Energy experts slam Labor’s $1000 power bill savings claim
Energy price experts have rubbished a claim made by the Albanese government that renewables will slash $1000 a year from power bills. See why.
Exclusive: Energy price experts have rubbished a claim that renewables will slash $1000 a year from power bills, which is contained in official advice the Albanese government used to set Australia’s 2035 emissions reduction target.
The claim has been labelled a “bald-face lie”, because it hides the fact that the “absolutely enormous” cost of new electricity generation, transmission and storage assets is increasingly being funded by people on the upper end of the tax scales – instead of through bills as was once the case.
In announcing the 2035 target for an emissions cut of 62 to 70 per cent, the Prime Minister said Labor had accepted advice from the Climate Change Authority, chaired by Liberal Matt Kean.
The former NSW Treasurer, Climate Change and Energy Minister’s advice to the government said “expert analysis by the Australian Energy Market Commission projects residential electricity prices will fall by 13 per cent (or) about 5c/kWh and average household energy costs will fall by about 20 per cent (or) around $1000/year over the next decade under a co-ordinated renewables rollout.”
The AEMC predicts most of the drop will occur by 2027 as more renewable supply connects to the grid. Coal station retirements would not have a sustained impact on prices.
The AEMC noted that its analysis “includes the costs of government schemes that are recovered from residential bills. It does not include costs that are funded by the broader taxpayer base, as these are not reflected in bills.”
But that distinction is not mentioned in the advice from the Climate Change Authority, released on Thursday.
Leading energy price expert Bruce Mountain told this masthead that if the “absolutely enormous” cost of new renewable generation, transmission and storage “was borne by consumers, then prices would almost certainly have to rise.
“Instead, the cost will be borne disproportionately by the higher-rate taxpayer effectively through the taxation system,” Professor Mountain, of Victoria University’s Victoria Energy Policy Centre, said.
The trend towards recouping new energy system costs from taxpayers instead of through power bills began with Liberal PM Malcolm Turnbull’s Snowy 2.0 project.
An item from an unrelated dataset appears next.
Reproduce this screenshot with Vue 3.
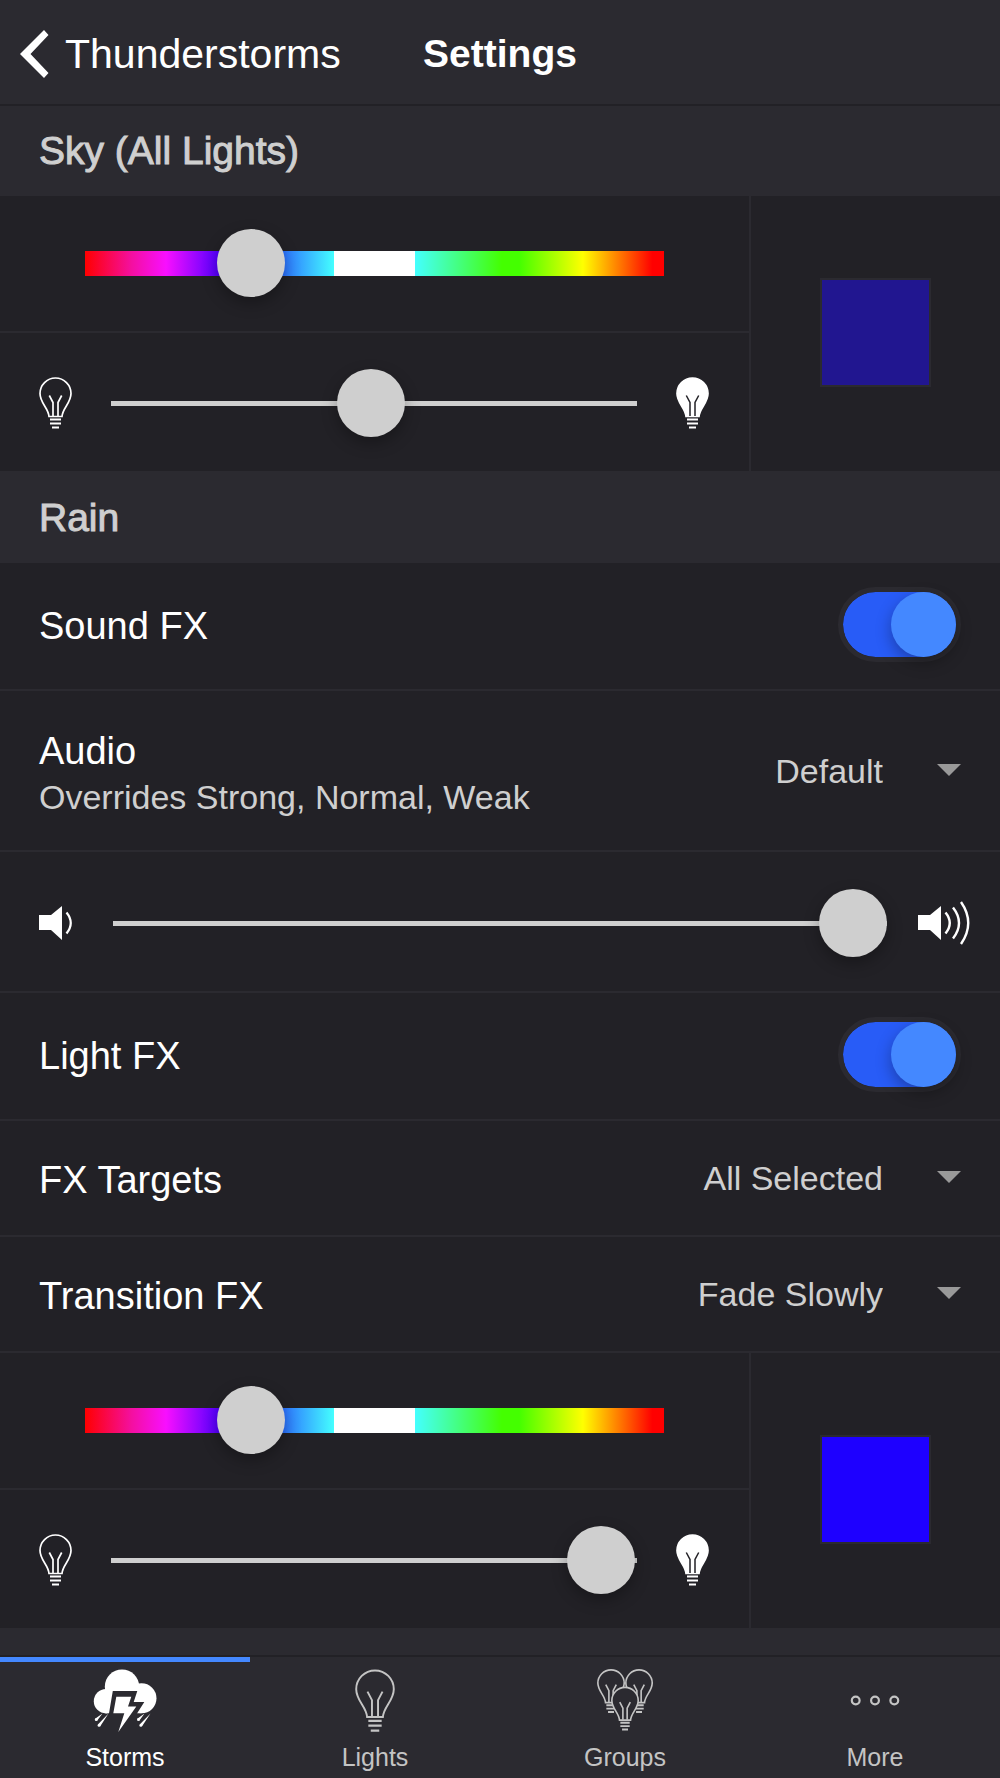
<script setup>
import { ref, reactive } from 'vue'

const BULB = 'M10 39.5C9.5 31 1 26 1 16.5A15.5 15.5 0 0 1 32 16.5C32 26 23.5 31 23 39.5Z'
const FILAMENT = 'M10.3 18.5L14 25.5V39M22.7 18.5L19 25.5V39'
const BASE = 'M11 42.6H22M11 46.6H22M13 50.6H20'

const sky = reactive({ hue: 25.8, level: 49.5, color: '#211690' })
const rain = reactive({ hue: 25.8, level: 99.6, color: '#1e00ff' })
const soundOn = ref(true)
const lightOn = ref(true)
const volume = ref(100)
const audio = ref('Default')
const targets = ref('All Selected')
const transition = ref('Fade Slowly')
const tab = ref('Storms')
const tabs = ['Storms', 'Lights', 'Groups', 'More']
</script>

<template>
  <div class="screen">
    <header class="bar">
      <button class="back" type="button">
        <svg width="29" height="48" viewBox="0 0 29 48" aria-hidden="true">
          <path d="M24 0L28.5 5L10.5 24L28.5 43L24 48L0 24Z" fill="#fff" />
        </svg>
        <span>Thunderstorms</span>
      </button>
      <h1>Settings</h1>
    </header>

    <main class="content">
      <h2 class="section">Sky (All Lights)</h2>
      <section class="panel">
        <div class="panel-controls">
          <div class="hue-row">
            <input v-model="sky.hue" class="slider hue" type="range" step="any" aria-label="Sky color" />
          </div>
          <div class="level-row">
            <svg class="bulb" viewBox="0 0 33 52" aria-hidden="true">
              <g fill="none" stroke="#fff" stroke-width="1.7">
                <path :d="BULB" /><path :d="FILAMENT" /><path :d="BASE" stroke-width="2" />
              </g>
            </svg>
            <input v-model="sky.level" class="slider" type="range" step="any" aria-label="Sky brightness" />
            <svg class="bulb" viewBox="0 0 33 52" aria-hidden="true">
              <path :d="BULB" fill="#fff" stroke="#fff" stroke-width="1.7" />
              <path :d="FILAMENT" fill="none" stroke="#222126" stroke-width="1.5" />
              <path :d="BASE" fill="none" stroke="#fff" stroke-width="2" />
            </svg>
          </div>
        </div>
        <div class="panel-swatch">
          <button class="swatch" type="button" aria-label="Sky color preview" :style="{ backgroundColor: sky.color }"></button>
        </div>
      </section>

      <h2 class="section">Rain</h2>
      <div class="row tall">
        <label class="title" for="sound">Sound FX</label>
        <input id="sound" v-model="soundOn" class="toggle" type="checkbox" />
      </div>
      <div class="row double">
        <label class="labels" for="audio">
          <span class="title">Audio</span>
          <span class="subtitle">Overrides Strong, Normal, Weak</span>
        </label>
        <div class="picker">
          <select id="audio" v-model="audio"><option>Default</option></select>
        </div>
      </div>
      <div class="row volume">
        <svg class="quiet" width="34" height="44" viewBox="0 0 34 44" aria-hidden="true">
          <path d="M0 14H12L23 5V39L12 29H0Z" fill="#fff" />
          <path d="M27.5 11.5Q36 22 27.5 32.5" fill="none" stroke="#fff" stroke-width="2.2" />
        </svg>
        <input v-model="volume" class="slider" type="range" step="any" aria-label="Volume" />
        <svg class="loud" width="52" height="44" viewBox="0 0 52 44" aria-hidden="true">
          <path d="M0 14H12L23 5V39L12 29H0Z" fill="#fff" />
          <path d="M27.5 11.5Q36 22 27.5 32.5M35 6.5Q47 22 35 37.5M43 1Q57.5 22 43 43" fill="none" stroke="#fff" stroke-width="2.4" />
        </svg>
      </div>
      <div class="row tall">
        <label class="title" for="light">Light FX</label>
        <input id="light" v-model="lightOn" class="toggle" type="checkbox" />
      </div>
      <div class="row">
        <label class="title" for="targets">FX Targets</label>
        <div class="picker">
          <select id="targets" v-model="targets"><option>All Selected</option></select>
        </div>
      </div>
      <div class="row">
        <label class="title" for="transition">Transition FX</label>
        <div class="picker">
          <select id="transition" v-model="transition"><option>Fade Slowly</option></select>
        </div>
      </div>
      <section class="panel">
        <div class="panel-controls">
          <div class="hue-row">
            <input v-model="rain.hue" class="slider hue" type="range" step="any" aria-label="Rain color" />
          </div>
          <div class="level-row">
            <svg class="bulb" viewBox="0 0 33 52" aria-hidden="true">
              <g fill="none" stroke="#fff" stroke-width="1.7">
                <path :d="BULB" /><path :d="FILAMENT" /><path :d="BASE" stroke-width="2" />
              </g>
            </svg>
            <input v-model="rain.level" class="slider" type="range" step="any" aria-label="Rain brightness" />
            <svg class="bulb" viewBox="0 0 33 52" aria-hidden="true">
              <path :d="BULB" fill="#fff" stroke="#fff" stroke-width="1.7" />
              <path :d="FILAMENT" fill="none" stroke="#222126" stroke-width="1.5" />
              <path :d="BASE" fill="none" stroke="#fff" stroke-width="2" />
            </svg>
          </div>
        </div>
        <div class="panel-swatch">
          <button class="swatch" type="button" aria-label="Rain color preview" :style="{ backgroundColor: rain.color }"></button>
        </div>
      </section>
      <div class="section"></div>
    </main>

    <nav class="tabs">
      <button v-for="t in tabs" :key="t" type="button" class="tab" :class="{ active: tab === t }" @click="tab = t">
        <svg v-if="t === 'Storms'" width="64" height="64" viewBox="-0.5 -1 64 64" aria-hidden="true">
          <g fill="currentColor">
            <circle cx="28.5" cy="17.7" r="17.2" />
            <circle cx="48" cy="29.3" r="15" />
            <circle cx="12.5" cy="32.2" r="12.2" />
            <path d="M12 22H48V44.3H12Z" />
          </g>
          <path d="M19.3 22H43.8L40.2 33H50.8L43.2 45H15.4Z" fill="#2b2a30" />
          <g fill="currentColor">
            <path d="M22.8 27.8H37.8L34.5 37.5H42.8L24.8 63L30.8 44.2H19.8Z" />
            <path d="M1.6 49.8L9 44.5L3.6 51.8ZM4.4 55.6L15 44.5L6.6 57.4ZM43.8 49.8L51 44.5L45.8 51.8ZM46.2 55.6L57 44.5L48.4 57.4Z" />
            <circle cx="2.7" cy="50.7" r="1.4" /><circle cx="5.5" cy="56.4" r="1.4" />
            <circle cx="44.9" cy="50.7" r="1.4" /><circle cx="47.3" cy="56.4" r="1.4" />
          </g>
        </svg>
        <svg v-else-if="t === 'Lights'" width="40" height="64" viewBox="0 -1 33 52.8" aria-hidden="true">
          <g fill="none" stroke="currentColor" stroke-width="1.6">
            <path :d="BULB" /><path :d="FILAMENT" /><path :d="BASE" stroke-width="1.8" />
          </g>
        </svg>
        <svg v-else-if="t === 'Groups'" width="56" height="64" viewBox="0 0 56 64" aria-hidden="true">
          <g v-for="p in [[0, 1], [28, 1], [14, 18.5]]" :key="p[0]" :transform="`translate(${p[0]} ${p[1]}) scale(.85)`" stroke="currentColor" stroke-width="1.9">
            <path :d="BULB" fill="#2b2a30" /><path :d="FILAMENT" fill="none" /><path :d="BASE" stroke-width="2.2" />
          </g>
        </svg>
        <svg v-else width="50" height="64" viewBox="0 0 50 64" aria-hidden="true">
          <g fill="none" stroke="currentColor" stroke-width="2.2">
            <circle cx="5.7" cy="32.5" r="3.9" /><circle cx="25" cy="32.5" r="3.9" /><circle cx="44.3" cy="32.5" r="3.9" />
          </g>
        </svg>
        <span>{{ t }}</span>
      </button>
    </nav>
  </div>
</template>

<style>
body {
  background: #222126;
}
</style>

<style scoped>
.screen {
  display: flex;
  flex-direction: column;
  height: 100vh;
  background: #222126;
  color: #fff;
  font-family: "Liberation Sans", Arial, sans-serif;
}
.screen *,
.screen *::before {
  box-sizing: border-box;
}
button,
select {
  border: 0;
  padding: 0;
  background: none;
  color: inherit;
  font: inherit;
}
input {
  margin: 0;
  appearance: none;
}
.bar {
  position: relative;
  flex: none;
  display: grid;
  grid-template-columns: 1fr auto 1fr;
  align-items: center;
  height: 106px;
  padding: 4px 20px 0;
  border-bottom: 2px solid #222126;
  background: #2b2a30;
}
.bar h1 {
  margin: 0;
  font-size: 39px;
  line-height: 44px;
}
.back {
  display: flex;
  align-items: center;
  gap: 16px;
  font-size: 41px;
  line-height: 48px;
}
.content {
  flex: 1;
  min-height: 0;
  margin-top: -2px;
  overflow-y: auto;
  scrollbar-width: none;
}
.section {
  display: flex;
  align-items: center;
  height: 92px;
  margin: 0;
  padding: 2px 39px 0;
  background: #2b2a30;
  color: #cfcfcf;
  font-size: 39px;
  font-weight: 400;
  -webkit-text-stroke: 1px #cfcfcf;
}
.panel {
  display: flex;
}
.panel-controls {
  flex: 3;
  min-width: 0;
  border-right: 2px solid #2b2a30;
}
.panel-swatch {
  flex: 1;
  display: flex;
  align-items: center;
  justify-content: center;
  padding-bottom: 2px;
}
.swatch {
  width: 111px;
  height: 109px;
  border: 2px solid #2b2a30;
}
.hue-row {
  display: flex;
  align-items: center;
  height: 137px;
  padding: 0 85px 1px;
  border-bottom: 2px solid #2b2a30;
}
.level-row {
  display: flex;
  align-items: center;
  gap: 39px;
  height: 138px;
  padding: 2px 40px 0 39px;
}
.bulb {
  flex: none;
  width: 33px;
  height: 52px;
}
.slider {
  flex: 1;
  min-width: 0;
  height: 68px;
  background: linear-gradient(#cfcfcf, #cfcfcf) 0 32px / 100% 5px no-repeat;
}
.hue {
  background: linear-gradient(90deg, #f00 0, #f40f9f 8%, #f80fff 14%, #50f 23%, #11f 30%, #2f7fff 35%, #4ff 43%, #fff 43%, #fff 57%, #4ff 57%, #4f0 72%, #4f0 75%, #ff0 86%, #f00 98%) 0 22px / 100% 25px no-repeat;
}
.slider::-webkit-slider-thumb {
  appearance: none;
  width: 68px;
  height: 68px;
  border-radius: 50%;
  background: #cfcfcf;
  box-shadow: 0 6px 16px rgba(0, 0, 0, 0.3);
}
.row {
  display: flex;
  align-items: center;
  justify-content: space-between;
  height: 116px;
  padding: 0 39px;
  border-bottom: 2px solid #2b2a30;
}
.row.tall {
  height: 128px;
  padding-bottom: 3px;
}
.row.double {
  height: 161px;
}
.row.volume {
  height: 141px;
  padding: 2px 30px 0 39px;
}
.quiet {
  flex: none;
  margin-right: 40px;
}
.loud {
  flex: none;
  margin-left: 31px;
}
.title {
  padding-top: 3px;
  font-size: 38px;
  line-height: 44px;
}
.labels {
  display: flex;
  flex-direction: column;
  padding-top: 5px;
}
.subtitle {
  color: #cfcfcf;
  font-size: 34px;
  line-height: 48px;
}
.picker {
  position: relative;
  color: #cfcfcf;
  font-size: 34px;
  line-height: 44px;
}
.picker select {
  appearance: none;
  padding-right: 78px;
  text-align-last: right;
}
.picker::after {
  content: "";
  position: absolute;
  top: 50%;
  right: 0;
  margin-top: -7px;
  border: 12px solid transparent;
  border-top-color: #999;
  border-bottom: 0;
  pointer-events: none;
}
.toggle {
  display: flex;
  width: 123px;
  height: 75px;
  border: 5px solid #2b2a30;
  border-radius: 38px;
  background: #2b2a30;
}
.toggle::before {
  content: "";
  width: 65px;
  height: 65px;
  border-radius: 50%;
  background: #cfcfcf;
  box-shadow: 0 6px 16px rgba(0, 0, 0, 0.3);
}
.toggle:checked {
  background: #285cf7 padding-box;
}
.toggle:checked::before {
  margin-left: auto;
  background: #48f;
}
.tabs {
  flex: none;
  display: flex;
  height: 123px;
  border-top: 2px solid #222126;
  background: #2b2a30;
}
.tab {
  flex: 1;
  display: flex;
  flex-direction: column;
  align-items: center;
  gap: 10px;
  padding-top: 6px;
  border-top: 5px solid transparent;
  color: #c4c4c4;
  font-size: 25px;
  line-height: 30px;
}
.tab svg {
  flex: none;
}
.tab.active {
  border-top-color: #48f;
  color: #fff;
}
</style>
“Since then successive governments – both of the right and left but mostly Labor – have expanded subsidies borne by taxpayers,” Prof Mountain said.
Frontier Economics managing director Danny Price, who did detailed research into both Labor and the Coalition’s energy plans before the last election, said the $1000 a year cost drop claim was “so dishonest.”
“I wish governments would stop lying like this,” Mr Price said.
“I suspect most Australians know that it is a bald-faced lie and that those claims just can’t be supported.”
“Either electricity prices will rise or taxes will remain high or rise – or possibly both,” Mr Price said.